Laws, Regulations & Annotations
Business Taxes Law Guide – Revision 2010
Sales and Use Tax Memorandum Opinions
Certain types of continuous passive motion machines are orthotic devices that qualify as exempt medicines.
BEFORE THE STATE BOARD OF EQUALIZATION OF THE STATE OF CALIFORNIA
In the Matter of the Late Protest Under the Sales and Use Tax Law of ACTION MEDICAL PRODUCTS, INC.
For Petitioner: Jacqueline Reynolds President
For Sales and Use Tax Department: David Levine Tax Counsel IV
For Appeals Section: John Abbott Tax Counsel IV
This opinion considers the merits of a late protest for the period May 10, 1991, through December 31, 1998. At the Board hearing, taxpayer protested a determination measured by $865,982 for leases of certain types of continuous passive motion machines, leased in the same form as acquired and purchased ex-tax from out-of-state vendors. A physician must order the use of these machines. Patients use the machines for the treatment of injuries and, post-operatively, to deter stiffness and loss of range of motion in joints such as knees and hips. The affected limbs of these patients are strapped into the machines. Powered by electricity, the machines move the affected joints through a controlled range of motion. The taxpayer contended that these continuous passive motion machines qualify as medicines, specifically, orthotic devices exempt under Revenue and Taxation Code section 6369, subdivision (c)(3)(A). If so, the leases are exempt from tax.

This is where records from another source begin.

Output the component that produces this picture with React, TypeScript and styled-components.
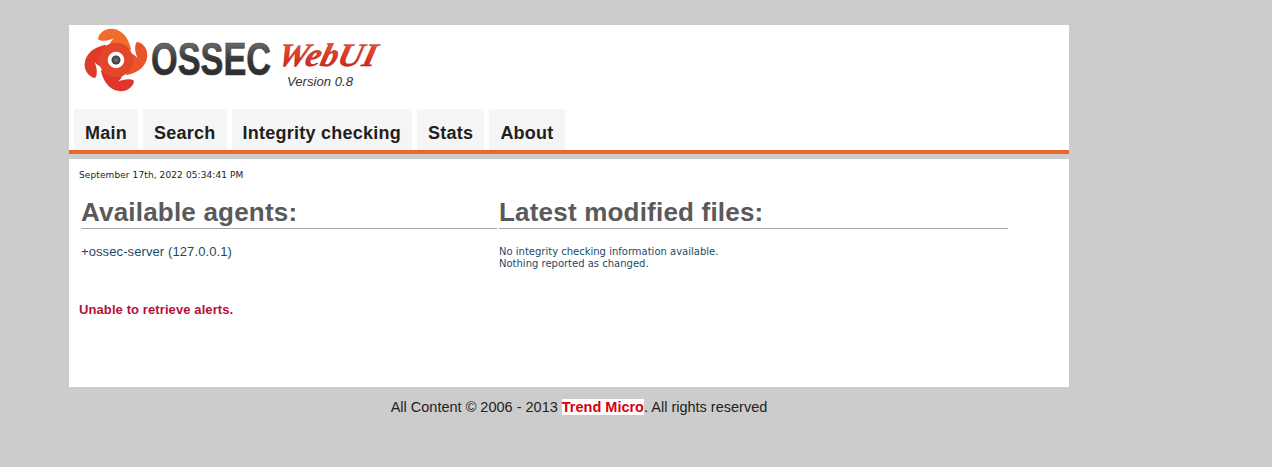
import React from 'react';
import styled, { createGlobalStyle } from 'styled-components';

const GlobalStyle = createGlobalStyle`
  html, body {
    margin: 0;
    padding: 0;
    background: #cccccc;
    font-family: "Liberation Sans", Arial, sans-serif;
  }
`;

const Page = styled.div`
  width: 1000px;
  margin-left: 69px;
  padding-top: 25px;
`;

const Header = styled.header`
  background: #ffffff;
  border-bottom: 4px solid #ec672b;
`;

const LogoArt = styled.svg`
  display: block;
  width: 320px;
  height: 84px;
`;

const Tabs = styled.nav`
  display: flex;
  gap: 5px;
  padding-left: 5px;
`;

const Tab = styled.a`
  display: block;
  height: 41px;
  box-sizing: border-box;
  padding: 14px 11px 0;
  background: #f5f5f5;
  color: #1f1f1f;
  font-size: 18px;
  line-height: 20px;
  font-weight: 700;
  letter-spacing: 0.25px;
  text-decoration: none;
`;

const Content = styled.main`
  height: 228px;
  box-sizing: border-box;
  margin-top: 5px;
  padding: 11px 10px 0;
  background: #ffffff;
`;

const DateLine = styled.div`
  font-family: "DejaVu Sans", Verdana, sans-serif;
  font-size: 9px;
  line-height: 11px;
  letter-spacing: 0.1px;
  color: #222222;
`;

const Columns = styled.div`
  display: grid;
  grid-template-columns: 416px 509px;
  column-gap: 2px;
  margin: 17px 0 0 2px;
`;

const Heading = styled.h2`
  margin: 0 0 16px;
  height: 30px;
  border-bottom: 1px solid #a6a6a6;
  color: #5a5a5a;
  font-size: 26px;
  line-height: 28px;
  font-weight: 700;
  letter-spacing: 0.2px;
`;

const AgentLine = styled.div`
  font-size: 12px;
  line-height: 14px;
`;

const AgentLink = styled.a`
  color: #1c4a66;
  font-size: 13px;
  letter-spacing: 0.1px;
  text-decoration: none;
`;

const Notes = styled.div`
  padding-top: 1px;
  color: #1c4a66;
  font-family: "DejaVu Sans", Verdana, sans-serif;
  font-size: 10px;
  line-height: 12px;
`;

const Alert = styled.div`
  margin-top: 33px;
  color: #b5103c;
  font-size: 13px;
  line-height: 14px;
  font-weight: 700;
  letter-spacing: 0.1px;
`;

const Footer = styled.footer`
  padding: 12px 0 0 20px;
  text-align: center;
  color: #222222;
  font-size: 14.5px;
  line-height: 16px;
`;

const VendorLink = styled.a`
  background: #ffffff;
  border-bottom: 1px dotted #333333;
  color: #d8000c;
  font-weight: 700;
  text-decoration: none;
`;

const blade = 'M-30,-88 C0,-98 34,-80 44,-30 L-10,-30 C-26,-40 -16,-54 -6,-62 C-22,-56 -40,-52 -52,-60 C-52,-72 -42,-82 -30,-88 Z';

const Logo = () => (
  <LogoArt viewBox="69 25 320 84" role="img" aria-label="OSSEC WebUI">
    <defs>
      <linearGradient id="wordmark" x1="0" y1="0" x2="0" y2="1">
        <stop offset="0" stopColor="#8c8c8c" />
        <stop offset="0.55" stopColor="#333333" />
        <stop offset="1" stopColor="#2a2a2a" />
      </linearGradient>
      <linearGradient id="webui" x1="0" y1="0" x2="0" y2="1">
        <stop offset="0" stopColor="#ee5a3c" />
        <stop offset="1" stopColor="#cc1c16" />
      </linearGradient>
      <radialGradient id="pupil">
        <stop offset="0" stopColor="#777777" />
        <stop offset="1" stopColor="#333333" />
      </radialGradient>
    </defs>
    <g transform="translate(116 60) scale(0.345)">
      <path d={blade} fill="#ee6d2a" />
      <path d={blade} fill="#e9552a" transform="rotate(90)" />
      <path d={blade} fill="#e0352a" transform="rotate(180)" />
      <path d={blade} fill="#e23a28" transform="rotate(270)" />
      <circle r="50" fill="#e4462a" />
      <circle r="24" fill="#ffffff" />
      <circle r="13" fill="url(#pupil)" />
    </g>
    <text
      x="151"
      y="75"
      fontFamily="'Liberation Sans', Arial, sans-serif"
      fontWeight="700"
      fontSize="47"
      fill="url(#wordmark)"
      stroke="#3a3a3a"
      strokeWidth="0.7"
      textLength="120"
      lengthAdjust="spacingAndGlyphs"
    >
      OSSEC
    </text>
    <text
      x="276"
      y="66"
      fontFamily="'Liberation Serif', 'Times New Roman', serif"
      fontStyle="italic"
      fontWeight="700"
      fontSize="33"
      fill="url(#webui)"
      stroke="#a81a12"
      strokeWidth="0.4"
      textLength="98"
      lengthAdjust="spacingAndGlyphs"
      transform="skewX(-14) translate(16.5 0)"
    >
      WebUI
    </text>
    <text
      x="287"
      y="86"
      fontFamily="'Liberation Sans', Arial, sans-serif"
      fontStyle="italic"
      fontSize="13"
      fill="#333333"
      textLength="66"
      lengthAdjust="spacingAndGlyphs"
    >
      Version 0.8
    </text>
  </LogoArt>
);

const tabs = ['Main', 'Search', 'Integrity checking', 'Stats', 'About'];

const App = () => (
  <>
    <GlobalStyle />
    <Page>
      <Header>
        <Logo />
        <Tabs>
          {tabs.map((tab) => (
            <Tab href="#" key={tab}>{tab}</Tab>
          ))}
        </Tabs>
      </Header>
      <Content>
        <DateLine>September 17th, 2022 05:34:41 PM</DateLine>
        <Columns>
          <section>
            <Heading>Available agents:</Heading>
            <AgentLine>
              <AgentLink href="#">+ossec-server (127.0.0.1)</AgentLink>
            </AgentLine>
          </section>
          <section>
            <Heading>Latest modified files:</Heading>
            <Notes>
              No integrity checking information available.<br />
              Nothing reported as changed.
            </Notes>
          </section>
        </Columns>
        <Alert>Unable to retrieve alerts.</Alert>
      </Content>
      <Footer>
        All Content © 2006 - 2013 <VendorLink href="#">Trend Micro</VendorLink>. All rights reserved
      </Footer>
    </Page>
  </>
);

export default App;
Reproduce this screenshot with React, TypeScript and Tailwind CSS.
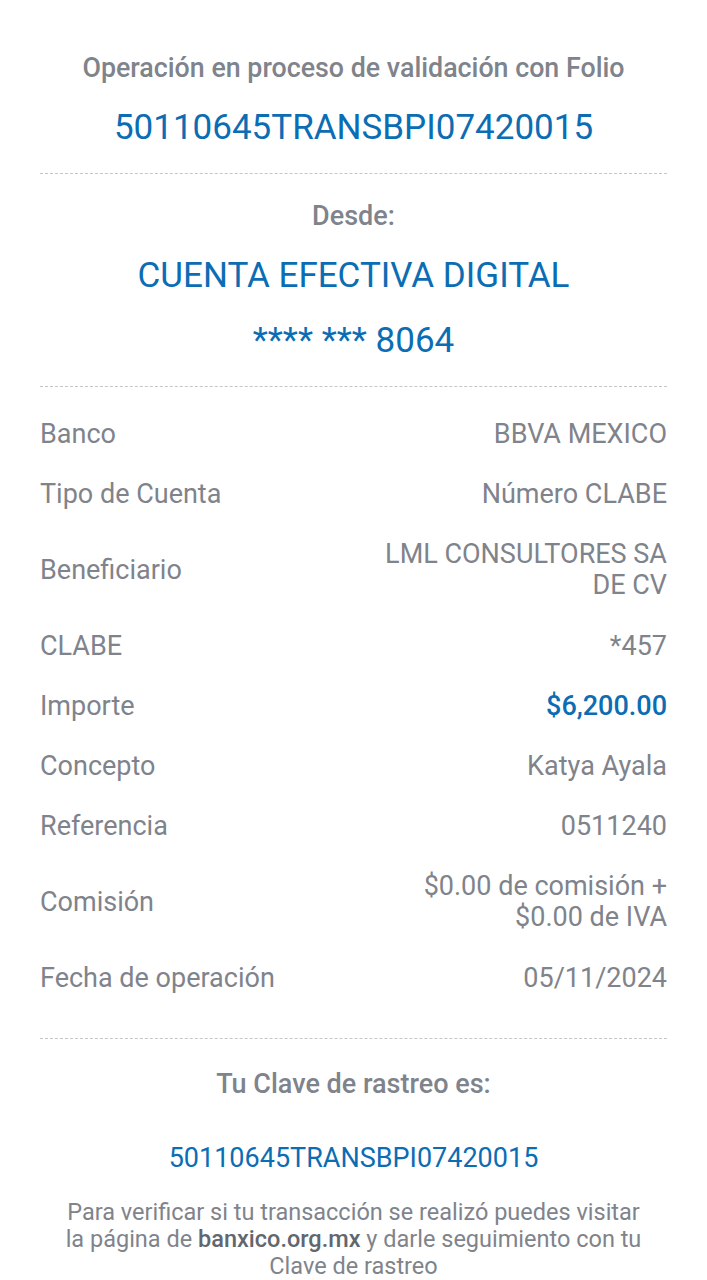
import React from "react";

const rows: { label: string; value: React.ReactNode; blue?: boolean; two?: boolean }[] = [
  { label: "Banco", value: "BBVA MEXICO" },
  { label: "Tipo de Cuenta", value: "Número CLABE" },
  { label: "Beneficiario", value: <>LML CONSULTORES SA<br />DE CV</>, two: true },
  { label: "CLABE", value: "*457" },
  { label: "Importe", value: "$6,200.00", blue: true },
  { label: "Concepto", value: "Katya Ayala" },
  { label: "Referencia", value: "0511240" },
  { label: "Comisión", value: <>$0.00 de comisión +<br />$0.00 de IVA</>, two: true },
  { label: "Fecha de operación", value: "05/11/2024" },
];

export default function App() {
  return (
    <div
      className="w-[707px] h-[1280px] bg-white overflow-hidden text-[#7f838b]"
      style={{ fontFamily: "Roboto, 'Liberation Sans', sans-serif" }}
    >
      <div className="px-[40px] pt-[51px]">
        <div className="text-center text-[26.8px] leading-[34px] font-medium">
          Operación en proceso de validación con Folio
        </div>
        <div className="text-center text-[35px] leading-[44px] text-[#0b6db3] mt-[21px]">
          50110645TRANSBPI07420015
        </div>
        <div className="border-t border-dashed border-[#c4c6ca] mt-[23px]" />
        <div className="text-center text-[27px] leading-[34px] font-medium mt-[25px]">
          Desde:
        </div>
        <div className="text-center text-[35px] leading-[44px] text-[#0b6db3] mt-[21px]">
          CUENTA EFECTIVA DIGITAL
        </div>
        <div className="text-center text-[35px] leading-[44px] text-[#0b6db3] mt-[21px]">
          **** *** 8064
        </div>
        <div className="border-t border-dashed border-[#c4c6ca] mt-[23px]" />
        <div className="pt-[17px]">
          {rows.map((r) => (
            <div
              key={r.label}
              className={
                "flex items-center justify-between text-[27px] leading-[31px] " +
                (r.two ? "py-[15px]" : "py-[14.5px]")
              }
            >
              <div>{r.label}</div>
              <div className={"text-right " + (r.blue ? "text-[#0b6db3] font-medium" : "")}>{r.value}</div>
            </div>
          ))}
        </div>
        <div className="border-t border-dashed border-[#c4c6ca] mt-[30px]" />
        <div className="text-center text-[27px] leading-[34px] font-medium mt-[28px]">
          Tu Clave de rastreo es:
        </div>
        <div className="text-center text-[27px] leading-[34px] text-[#0b6db3] mt-[40px]">
          50110645TRANSBPI07420015
        </div>
        <div className="text-center text-[23.5px] leading-[27px] mt-[23.5px] whitespace-nowrap">
          Para verificar si tu transacción se realizó puedes visitar
          <br />
          la página de <span className="font-medium text-[#62666e]">banxico.org.mx</span> y darle seguimiento con tu
          <br />
          Clave de rastreo
        </div>
      </div>
    </div>
  );
}
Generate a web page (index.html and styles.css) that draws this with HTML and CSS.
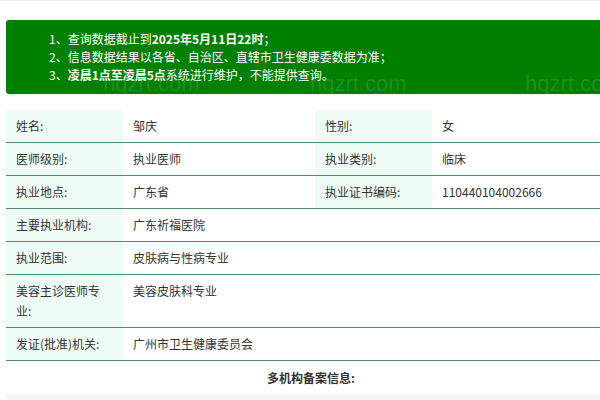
FILE: index.html
```html
<!DOCTYPE html>
<html lang="zh-CN">
<head>
<meta charset="utf-8">
<link rel="stylesheet" href="styles.css">
</head>
<body>
<div class="page">
  <div class="notice">
    <p>1、查询数据截止到<b>2025年5月11日22时</b>；</p>
    <p>2、信息数据结果以各省、自治区、直辖市卫生健康委数据为准；</p>
    <p>3、<b>凌晨1点至凌晨5点</b>系统进行维护，不能提供查询。</p>
    <span class="wm wm1">hgzrt.com</span>
    <span class="wm wm2">hgzrt.com</span>
    <span class="wm wm3">hgzrt.com</span>
  </div>
  <div class="table">
    <div class="row">
      <div class="lab">姓名:</div><div class="val">邹庆</div>
      <div class="lab">性别:</div><div class="val">女</div>
    </div>
    <div class="row">
      <div class="lab">医师级别:</div><div class="val">执业医师</div>
      <div class="lab">执业类别:</div><div class="val">临床</div>
    </div>
    <div class="row">
      <div class="lab">执业地点:</div><div class="val">广东省</div>
      <div class="lab">执业证书编码:</div><div class="val">110440104002666</div>
    </div>
    <div class="row wide">
      <div class="lab">主要执业机构:</div><div class="val">广东祈福医院</div>
    </div>
    <div class="row wide">
      <div class="lab">执业范围:</div><div class="val">皮肤病与性病专业</div>
    </div>
    <div class="row wide">
      <div class="lab">美容主诊医师专业:</div><div class="val">美容皮肤科专业</div>
    </div>
    <div class="row wide">
      <div class="lab">发证(批准)机关:</div><div class="val">广州市卫生健康委员会</div>
    </div>
    <div class="title">多机构备案信息:</div>
  </div>
</div>
<div class="foot"></div>
</body>
</html>
```
FILE: styles.css
```css
html, body {
  margin: 0;
  padding: 0;
  background: #ffffff;
  overflow: hidden;
}
body {
  font-family: "Microsoft YaHei", "Noto Sans CJK SC", sans-serif;
  font-size: 12px;
  color: #333333;
  border-top: 1px solid #eeeeee;
}
.page {
  padding: 19px 0 0 6px;
}
.notice {
  position: relative;
  overflow: hidden;
  background: #008000;
  color: #ffffff;
  border-radius: 3px 0 0 3px;
  padding: 10px 0 10px 43px;
  line-height: 18px;
}
.notice p {
  margin: 0;
}
.notice b {
  font-weight: bold;
}
.wm {
  position: absolute;
  top: 52px;
  font-family: "Liberation Sans", Arial, sans-serif;
  font-size: 22px;
  line-height: 24px;
  color: rgba(255, 255, 255, 0.13);
  white-space: nowrap;
}
.wm1 { left: 97px; }
.wm2 { left: 304px; }
.wm3 { left: 519px; }
.table {
  margin-top: 16px;
  width: 610px;
}
.row {
  display: grid;
  grid-template-columns: 117px 192px 117px 1fr;
  border-bottom: 1px solid #4f8a6d;
  line-height: 20px;
}
.row.wide {
  grid-template-columns: 117px 1fr;
}
.lab {
  background: #effcf5;
  padding: 6px 10px;
}
.val {
  padding: 6px 10px;
}
.title {
  text-align: center;
  font-weight: bold;
  line-height: 20px;
  padding: 7px 0 6px;
}
.foot {
  margin: 0 0 0 6px;
  height: 10px;
  background: #f6f6f6;
}
```
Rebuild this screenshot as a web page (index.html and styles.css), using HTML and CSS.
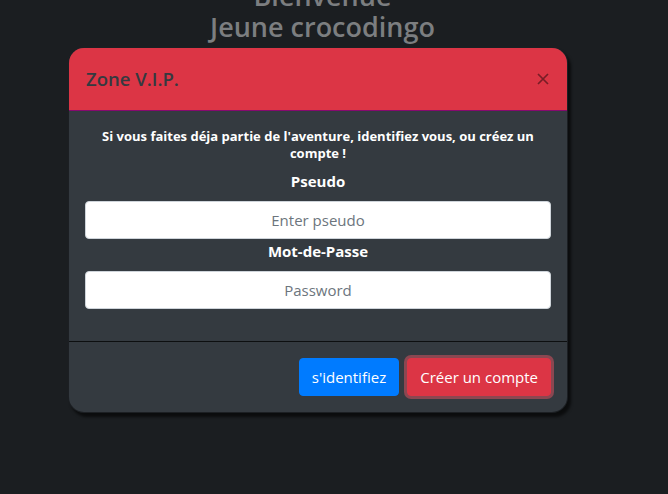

The Sales and Use Tax Department contended that, while the machines met all other requirements of a medicine as defined in California Code of Regulations, title 18, section 1591, the machines were orthotic devices that patients did not fully wear on their bodies. Instead, the machines' support stands rested on the floor. The Department contended that it has long been Board policy that, in order to qualify as a medicine, orthotic devices must be fully worn on the body. By amendments to subdivision (b)(4) of section 1591, effective March 10, 2000 and applicable retroactively, the Board clarified that "If any part of the orthotic device is not worn on the person, the device is not a medicine for the purposes of this regulation." However, the Department allowed the medicine exemption for taxpayer's leases of continuous passive motion machines that served the identical medical rehabilitation purpose for other joints, such as elbow and shoulder joints, but were fully worn on the body.
Revenue and Taxation Code section 6369 provides in relevant part:
"(c) . . . 'medicines,' as used in this section means and includes any of the following: ¶ . . . ¶
(3)(A) Orthotic devices . . . designed to be worn on the person of the user as a brace, support, or correction for the body structure . . . . "
Some continuous passive motion machines leased by the taxpayer were exempt, but others were classified as taxable, even though all the machines served the identical medical rehabilitation purpose. We conclude that the continuous passive motion machines at issue in this case qualify as orthotic devices pursuant to section 6369, subdivision (c)(3)(A), although they were not fully worn on the body. Grant the late protest with respect to the disputed transactions.
Adopted at Sacramento, California, on April 18, 2002.
Dean Andal, Member
Claude Parrish, Member
Marcy Jo Mandel, Member*
* For Dr. Kathleen Connell, pursuant to Government Code section 7.9.